→ **Problem**: Start at the line containing "Recreate this image", stop at the line containing "672, 821, 84];", and set down every line in that stretch exactly as written, and nothing else.

→ **Task input**:
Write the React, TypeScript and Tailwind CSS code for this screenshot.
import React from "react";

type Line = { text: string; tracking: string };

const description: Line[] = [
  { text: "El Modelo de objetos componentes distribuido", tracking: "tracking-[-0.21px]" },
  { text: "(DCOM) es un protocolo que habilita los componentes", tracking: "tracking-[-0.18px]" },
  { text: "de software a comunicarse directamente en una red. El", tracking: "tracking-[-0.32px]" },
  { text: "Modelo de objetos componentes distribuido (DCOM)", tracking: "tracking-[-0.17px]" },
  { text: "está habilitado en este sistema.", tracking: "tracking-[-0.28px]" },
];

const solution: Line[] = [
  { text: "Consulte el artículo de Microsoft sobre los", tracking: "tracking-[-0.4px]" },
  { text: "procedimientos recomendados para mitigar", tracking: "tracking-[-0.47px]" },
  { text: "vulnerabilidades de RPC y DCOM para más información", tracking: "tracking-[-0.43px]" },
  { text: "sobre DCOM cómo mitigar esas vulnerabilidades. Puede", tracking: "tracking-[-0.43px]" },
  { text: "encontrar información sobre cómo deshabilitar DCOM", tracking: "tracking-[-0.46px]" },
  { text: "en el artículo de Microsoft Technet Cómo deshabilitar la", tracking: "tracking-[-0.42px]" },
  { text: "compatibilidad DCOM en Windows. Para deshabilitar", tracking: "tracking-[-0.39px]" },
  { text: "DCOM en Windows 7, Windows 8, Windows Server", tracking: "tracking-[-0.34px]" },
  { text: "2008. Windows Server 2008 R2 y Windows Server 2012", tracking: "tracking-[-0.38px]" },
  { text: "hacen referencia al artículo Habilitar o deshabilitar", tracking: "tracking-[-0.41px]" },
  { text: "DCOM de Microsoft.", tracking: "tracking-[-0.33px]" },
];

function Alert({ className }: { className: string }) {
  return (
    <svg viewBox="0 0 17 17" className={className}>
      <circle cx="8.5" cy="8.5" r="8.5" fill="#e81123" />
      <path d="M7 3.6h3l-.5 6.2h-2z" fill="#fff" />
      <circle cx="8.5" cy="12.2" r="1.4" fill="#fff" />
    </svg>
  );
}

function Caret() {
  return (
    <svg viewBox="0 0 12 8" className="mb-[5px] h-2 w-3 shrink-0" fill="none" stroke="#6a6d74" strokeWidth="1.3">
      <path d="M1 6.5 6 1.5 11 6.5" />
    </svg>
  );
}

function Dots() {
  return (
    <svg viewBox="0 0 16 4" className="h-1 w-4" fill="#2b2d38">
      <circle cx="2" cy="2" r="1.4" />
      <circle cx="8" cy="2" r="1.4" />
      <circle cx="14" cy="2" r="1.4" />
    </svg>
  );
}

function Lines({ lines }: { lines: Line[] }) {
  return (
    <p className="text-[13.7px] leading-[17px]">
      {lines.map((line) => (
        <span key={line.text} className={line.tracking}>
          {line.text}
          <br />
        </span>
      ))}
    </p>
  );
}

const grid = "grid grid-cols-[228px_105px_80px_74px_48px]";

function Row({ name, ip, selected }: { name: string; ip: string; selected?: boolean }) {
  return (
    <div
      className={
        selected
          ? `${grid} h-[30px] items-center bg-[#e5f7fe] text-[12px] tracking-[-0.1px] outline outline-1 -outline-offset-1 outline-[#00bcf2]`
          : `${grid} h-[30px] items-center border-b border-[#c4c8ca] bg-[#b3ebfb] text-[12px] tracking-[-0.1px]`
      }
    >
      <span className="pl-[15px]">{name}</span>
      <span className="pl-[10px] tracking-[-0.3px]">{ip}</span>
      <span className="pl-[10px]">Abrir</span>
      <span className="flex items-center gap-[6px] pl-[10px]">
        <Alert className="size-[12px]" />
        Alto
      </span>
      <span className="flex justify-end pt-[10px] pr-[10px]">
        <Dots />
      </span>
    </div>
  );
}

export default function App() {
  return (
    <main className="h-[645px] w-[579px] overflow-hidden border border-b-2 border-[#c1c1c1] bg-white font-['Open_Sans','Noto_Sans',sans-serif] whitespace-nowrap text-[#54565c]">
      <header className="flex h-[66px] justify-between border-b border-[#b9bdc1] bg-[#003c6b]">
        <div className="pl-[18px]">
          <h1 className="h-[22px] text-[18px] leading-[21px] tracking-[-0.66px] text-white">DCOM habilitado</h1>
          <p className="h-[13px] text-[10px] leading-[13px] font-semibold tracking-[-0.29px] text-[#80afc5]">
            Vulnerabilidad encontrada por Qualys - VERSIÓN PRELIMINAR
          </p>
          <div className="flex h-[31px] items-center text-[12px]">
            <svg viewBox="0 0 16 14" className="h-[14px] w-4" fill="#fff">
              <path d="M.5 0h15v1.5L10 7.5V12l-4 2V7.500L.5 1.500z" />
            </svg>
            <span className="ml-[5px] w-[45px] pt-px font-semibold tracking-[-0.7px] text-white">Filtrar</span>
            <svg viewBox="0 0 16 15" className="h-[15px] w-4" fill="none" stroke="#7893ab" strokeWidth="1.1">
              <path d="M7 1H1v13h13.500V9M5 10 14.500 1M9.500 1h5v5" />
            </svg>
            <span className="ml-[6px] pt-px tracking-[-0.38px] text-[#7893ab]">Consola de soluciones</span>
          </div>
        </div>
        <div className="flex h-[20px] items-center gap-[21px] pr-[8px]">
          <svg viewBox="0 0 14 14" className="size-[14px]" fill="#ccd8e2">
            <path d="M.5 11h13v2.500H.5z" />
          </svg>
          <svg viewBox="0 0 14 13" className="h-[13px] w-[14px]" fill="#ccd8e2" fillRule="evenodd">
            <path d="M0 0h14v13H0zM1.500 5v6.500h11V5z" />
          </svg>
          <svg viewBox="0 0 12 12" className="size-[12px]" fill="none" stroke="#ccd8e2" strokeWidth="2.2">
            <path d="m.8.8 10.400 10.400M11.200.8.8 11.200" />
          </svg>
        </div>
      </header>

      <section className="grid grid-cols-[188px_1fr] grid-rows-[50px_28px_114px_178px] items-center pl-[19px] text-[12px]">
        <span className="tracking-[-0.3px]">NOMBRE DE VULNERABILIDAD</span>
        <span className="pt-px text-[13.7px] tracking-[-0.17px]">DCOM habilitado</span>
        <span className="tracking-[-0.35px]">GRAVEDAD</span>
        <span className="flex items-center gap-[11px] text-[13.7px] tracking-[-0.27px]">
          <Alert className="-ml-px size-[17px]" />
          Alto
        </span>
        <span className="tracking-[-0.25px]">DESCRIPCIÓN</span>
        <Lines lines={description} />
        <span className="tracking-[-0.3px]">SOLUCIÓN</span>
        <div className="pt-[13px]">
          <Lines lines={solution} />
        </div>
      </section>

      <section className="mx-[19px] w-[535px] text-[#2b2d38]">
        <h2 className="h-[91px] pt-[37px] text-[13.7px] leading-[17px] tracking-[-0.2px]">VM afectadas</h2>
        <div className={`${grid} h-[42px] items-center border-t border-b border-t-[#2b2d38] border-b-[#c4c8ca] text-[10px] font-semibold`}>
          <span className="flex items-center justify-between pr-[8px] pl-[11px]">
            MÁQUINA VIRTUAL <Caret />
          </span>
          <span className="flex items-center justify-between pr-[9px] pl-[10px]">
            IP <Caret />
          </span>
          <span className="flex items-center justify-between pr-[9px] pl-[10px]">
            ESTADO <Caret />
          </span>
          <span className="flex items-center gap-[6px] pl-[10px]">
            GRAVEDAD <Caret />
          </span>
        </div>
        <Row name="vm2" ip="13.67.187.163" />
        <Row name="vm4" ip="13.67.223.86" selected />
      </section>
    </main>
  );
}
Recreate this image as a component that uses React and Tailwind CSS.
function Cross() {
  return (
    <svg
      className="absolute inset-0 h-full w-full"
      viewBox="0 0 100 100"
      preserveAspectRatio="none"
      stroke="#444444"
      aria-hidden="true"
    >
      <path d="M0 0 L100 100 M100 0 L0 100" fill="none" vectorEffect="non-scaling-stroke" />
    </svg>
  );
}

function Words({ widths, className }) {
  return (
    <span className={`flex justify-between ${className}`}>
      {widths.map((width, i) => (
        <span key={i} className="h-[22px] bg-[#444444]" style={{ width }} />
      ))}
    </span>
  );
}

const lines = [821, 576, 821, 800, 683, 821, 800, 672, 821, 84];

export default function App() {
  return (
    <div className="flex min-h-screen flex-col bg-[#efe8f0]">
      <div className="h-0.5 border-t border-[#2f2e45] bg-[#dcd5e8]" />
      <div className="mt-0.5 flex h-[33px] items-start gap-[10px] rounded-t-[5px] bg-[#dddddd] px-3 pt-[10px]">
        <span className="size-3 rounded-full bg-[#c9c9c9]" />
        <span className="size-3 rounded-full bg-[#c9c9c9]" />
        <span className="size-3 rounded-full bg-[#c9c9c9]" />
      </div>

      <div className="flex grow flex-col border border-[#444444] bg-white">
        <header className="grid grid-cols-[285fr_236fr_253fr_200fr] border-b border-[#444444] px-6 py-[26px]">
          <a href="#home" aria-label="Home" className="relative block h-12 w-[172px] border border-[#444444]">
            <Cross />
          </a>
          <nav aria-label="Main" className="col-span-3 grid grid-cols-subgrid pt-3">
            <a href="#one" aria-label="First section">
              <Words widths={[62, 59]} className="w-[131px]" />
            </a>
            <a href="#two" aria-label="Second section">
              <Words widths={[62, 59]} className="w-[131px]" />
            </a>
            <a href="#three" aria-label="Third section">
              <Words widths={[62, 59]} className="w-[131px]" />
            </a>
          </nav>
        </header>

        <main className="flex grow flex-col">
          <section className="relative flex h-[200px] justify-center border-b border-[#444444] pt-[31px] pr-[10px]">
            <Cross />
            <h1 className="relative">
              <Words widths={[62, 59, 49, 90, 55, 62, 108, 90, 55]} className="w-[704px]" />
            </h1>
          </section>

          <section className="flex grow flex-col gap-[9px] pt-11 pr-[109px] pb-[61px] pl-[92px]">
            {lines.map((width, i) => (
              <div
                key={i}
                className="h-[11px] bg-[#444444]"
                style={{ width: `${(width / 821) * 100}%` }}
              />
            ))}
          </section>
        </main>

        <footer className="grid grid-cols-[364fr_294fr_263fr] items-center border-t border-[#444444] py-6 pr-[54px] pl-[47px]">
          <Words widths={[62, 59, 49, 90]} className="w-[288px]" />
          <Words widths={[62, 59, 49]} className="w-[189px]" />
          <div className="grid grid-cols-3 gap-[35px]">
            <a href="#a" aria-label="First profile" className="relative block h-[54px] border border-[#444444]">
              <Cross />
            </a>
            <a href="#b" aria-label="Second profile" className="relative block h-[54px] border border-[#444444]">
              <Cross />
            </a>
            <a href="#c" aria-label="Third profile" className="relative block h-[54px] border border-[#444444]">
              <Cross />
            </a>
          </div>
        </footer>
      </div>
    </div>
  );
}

→ **Solution to the problem**:
Recreate this image as a component that uses React and Tailwind CSS.
function Cross() {
  return (
    <svg
      className="absolute inset-0 h-full w-full"
      viewBox="0 0 100 100"
      preserveAspectRatio="none"
      stroke="#444444"
      aria-hidden="true"
    >
      <path d="M0 0 L100 100 M100 0 L0 100" fill="none" vectorEffect="non-scaling-stroke" />
    </svg>
  );
}

function Words({ widths, className }) {
  return (
    <span className={`flex justify-between ${className}`}>
      {widths.map((width, i) => (
        <span key={i} className="h-[22px] bg-[#444444]" style={{ width }} />
      ))}
    </span>
  );
}

const lines = [821, 576, 821, 800, 683, 821, 800, 672, 821, 84];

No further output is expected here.